What is an objective function?

The objective function is the function f that we are trying to minimize/maximize over some set of Parameters.

\[\begin{split}\begin{eqnarray*} \underset{\vec{x} \in \mathbb{R}^{d}}{\mathrm{argmax}} \ f (\vec{x}) \\ f : \mathbb{R}^{d} \rightarrow \mathbb{R} \end{eqnarray*}\end{split}\]

The objective function is considered a black box (http://en.wikipedia.org/wiki/Black_box) function. We require no internal knowledge or access to the function. In fact it can potentially be non-convex, non-differentiable or non-continuous. Furthermore, we assume that evaluating the function, f, is expensive and we need to find the best set of parameters/inputs \(\vec{x}\) with as few function evaluations as possible.

The input to MOE is some set of historical parameters sampled \(\{\vec{x}_{1}, \ldots, \vec{x}_{n}\}\) and their associated function valuations \(\{f(\vec{x}_{1}), \ldots, f(\vec{x}_{n})\}\). The evaluations may require A/B testing, an map reduce job or some other expensive or time consuming process. MOE will never need to evaluate f, it only takes the outputs you provide and suggests new optimal inputs to test/evaluate.

Using this information MOE builds a model the function space f is drawn from (using a Gaussian Process (GP) gpp_covariance) over values of \(\vec{x} \in \mathbb{R}^{d}\) and maximizes the Expected Improvement (EI, gpp_expected_improvement_demo) of sampling different potential values \(\vec{x}\) in this space, without actually evaluating f.

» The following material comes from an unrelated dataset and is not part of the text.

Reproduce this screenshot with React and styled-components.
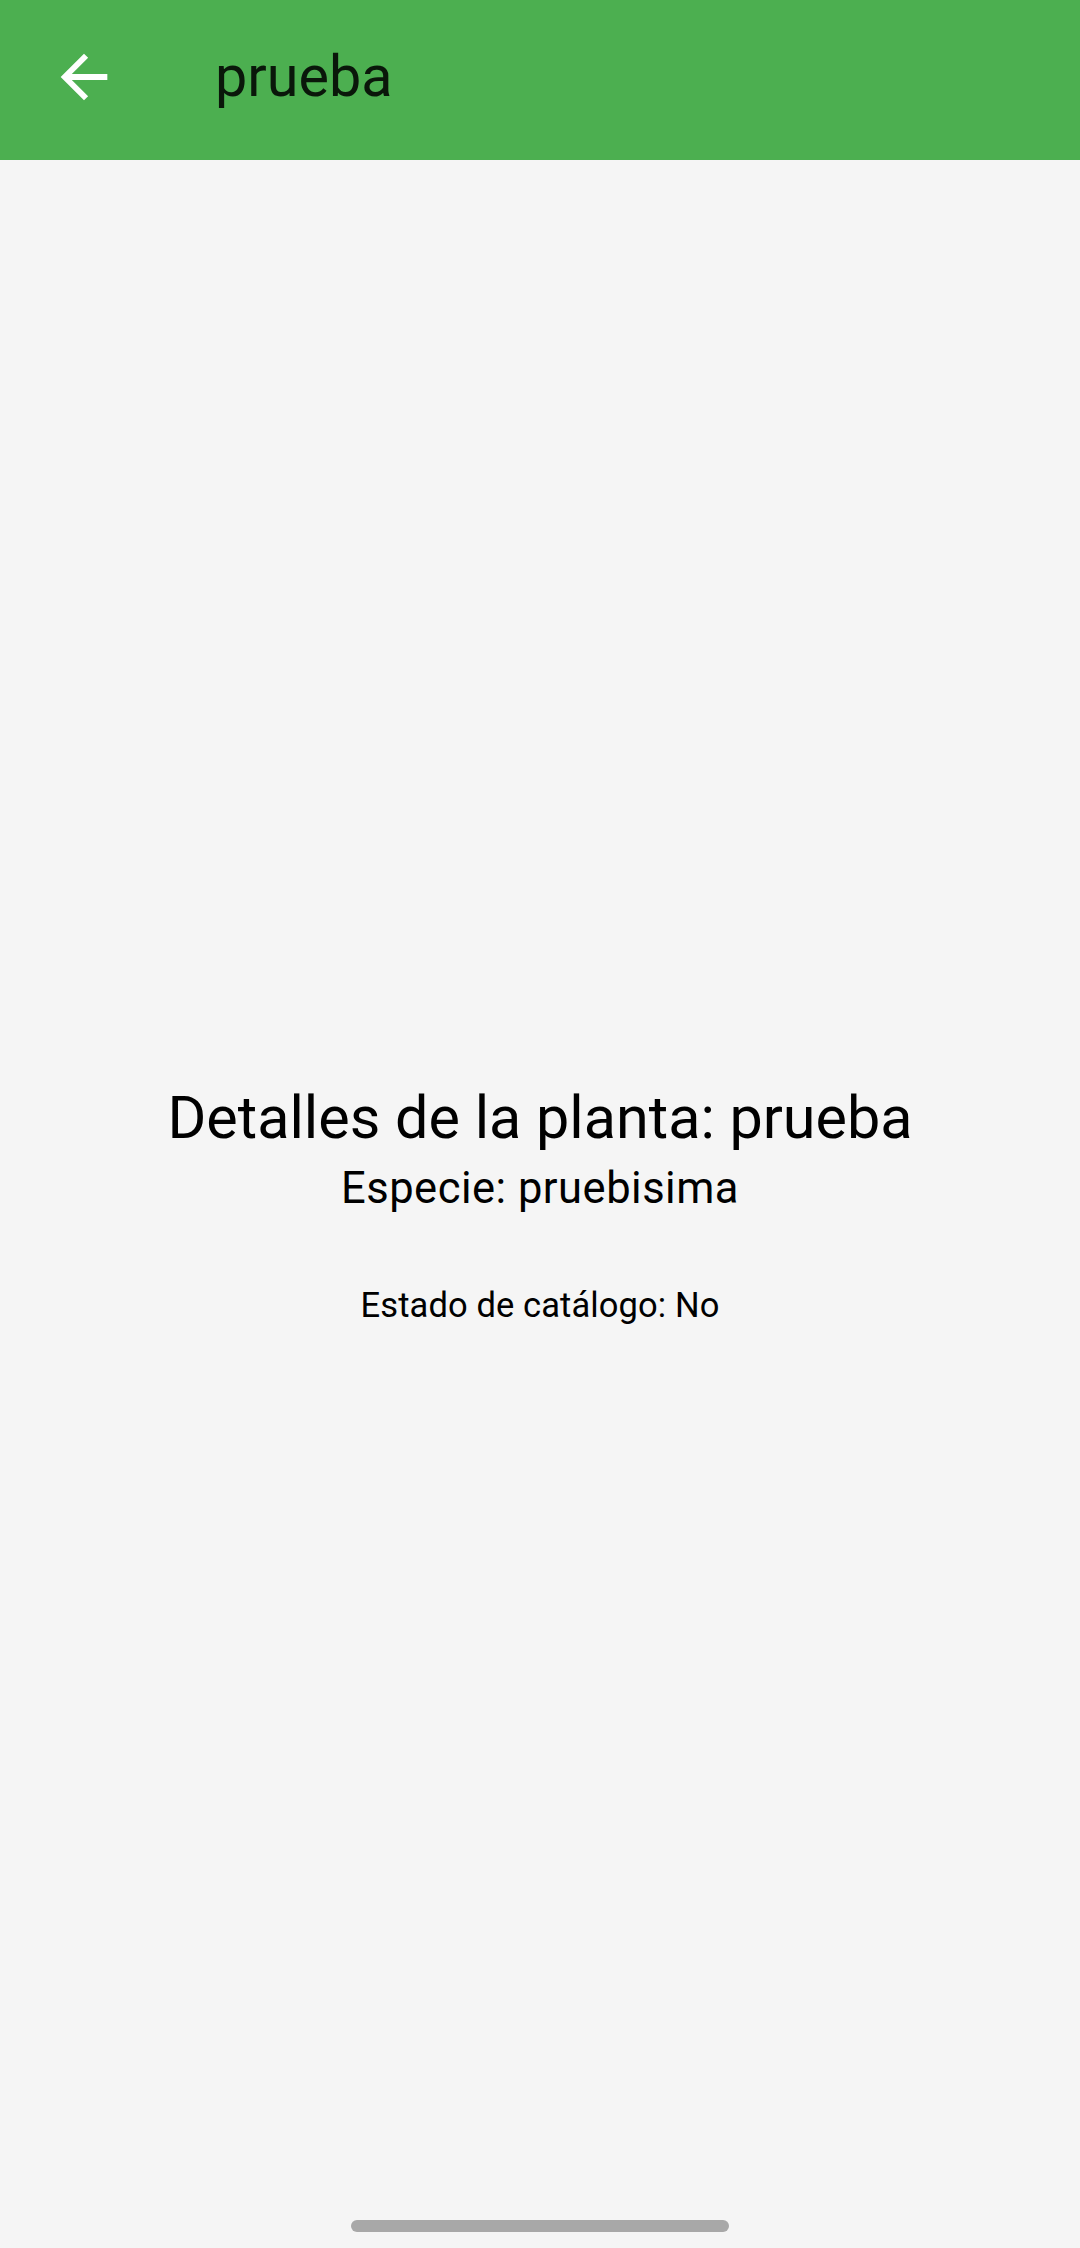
import React from 'react'
import styled, { createGlobalStyle } from 'styled-components'

const GlobalStyle = createGlobalStyle`
  html, body {
    margin: 0;
    padding: 0;
    background: #f5f5f5;
    font-family: Roboto, "Noto Sans", "Liberation Sans", sans-serif;
  }
`

const Screen = styled.div`
  position: relative;
  display: flex;
  flex-direction: column;
  width: 1080px;
  height: 2248px;
  background: #f5f5f5;
  overflow: hidden;
`

const AppBar = styled.header`
  display: flex;
  align-items: center;
  height: 160px;
  padding: 0 0 6px 49px;
  box-sizing: border-box;
  background: #4caf50;
  flex-shrink: 0;
`

const BackButton = styled.button`
  display: flex;
  align-items: center;
  justify-content: center;
  width: 70px;
  height: 70px;
  padding: 0;
  border: none;
  background: transparent;
  color: #fff;
  cursor: pointer;
`

const Title = styled.h1`
  margin: 0 0 0 96px;
  font-size: 57.5px;
  line-height: 56px;
  font-weight: 400;
  color: rgba(0, 0, 0, 0.87);
`

const Body = styled.main`
  flex: 1;
  display: flex;
  flex-direction: column;
  align-items: center;
  justify-content: center;
  color: #000;
`

const Line = styled.p`
  margin: ${({ $gap }) => $gap || 0}px 0 0;
  font-size: ${({ $size }) => $size}px;
  line-height: 1.2;
  letter-spacing: ${({ $spacing }) => $spacing || 0}px;
  font-weight: 400;
  text-align: center;
`

const HomeBar = styled.div`
  position: absolute;
  left: 351px;
  bottom: 16px;
  width: 378px;
  height: 12px;
  border-radius: 6px;
  background: #a8a8a8;
`

const ArrowBack = () => (
  <svg width="70" height="70" viewBox="0 0 24 24" fill="currentColor">
    <path d="M20 11H7.83l5.59-5.59L12 4l-8 8 8 8 1.41-1.41L7.83 13H20v-2z" />
  </svg>
)

export default function App() {
  const plant = { name: 'prueba', species: 'pruebisima', catalog: 'No' }

  return (
    <>
      <GlobalStyle />
      <Screen>
        <AppBar>
          <BackButton aria-label="back">
            <ArrowBack />
          </BackButton>
          <Title>{plant.name}</Title>
        </AppBar>
        <Body>
          <Line $size={59.3}>Detalles de la planta: {plant.name}</Line>
          <Line $size={43.5} $spacing={0.5} $gap={10}>Especie: {plant.species}</Line>
          <Line $size={34.5} $spacing={0.1} $gap={70}>Estado de catálogo: {plant.catalog}</Line>
        </Body>
        <HomeBar />
      </Screen>
    </>
  )
}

MOE then outputs the q value(s) in \(\mathbb{R}^{d \times q}\) that have the highest EI to be sampled next by the user.

Properties of an objective function

  • An objective function is any real valued function f defined over the input parameters.
  • MOE works best if the objective function has 0 mean, although this in not required depending on the covariance kernel (gpp_covariance)
  • MOE minimizes an objective function by default. To maximize just multiply all function evaluations by -1.
  • Objective functions can be composed of many different metrics see The Metrics
  • See below for examples of different objective functions and a class of objective functions that work well with MOE

See Examples

Parameters

Parameters are any real valued constants, config values, thresholds, hyperparameters or magic numbers in your codebase or inputs to your system/model/experiment.

Examples:

  • Weights of arbitrary scoring functions
  • Thresholds for when advertisments have certain attributes
  • Hyperparameters for features of scoring functions
  • Hyperparameters of ML algorithms
  • Thresholds for when/how to show ads or other content
  • Constants large/expensive training algorithms

See Examples

\(\Phi\) Objective Functions

In this writeup we define a class of objective functions, \(\Phi\) objective functions, that MOE can use, their components and some examples.

Properties of the proposed objective function \(\Phi\)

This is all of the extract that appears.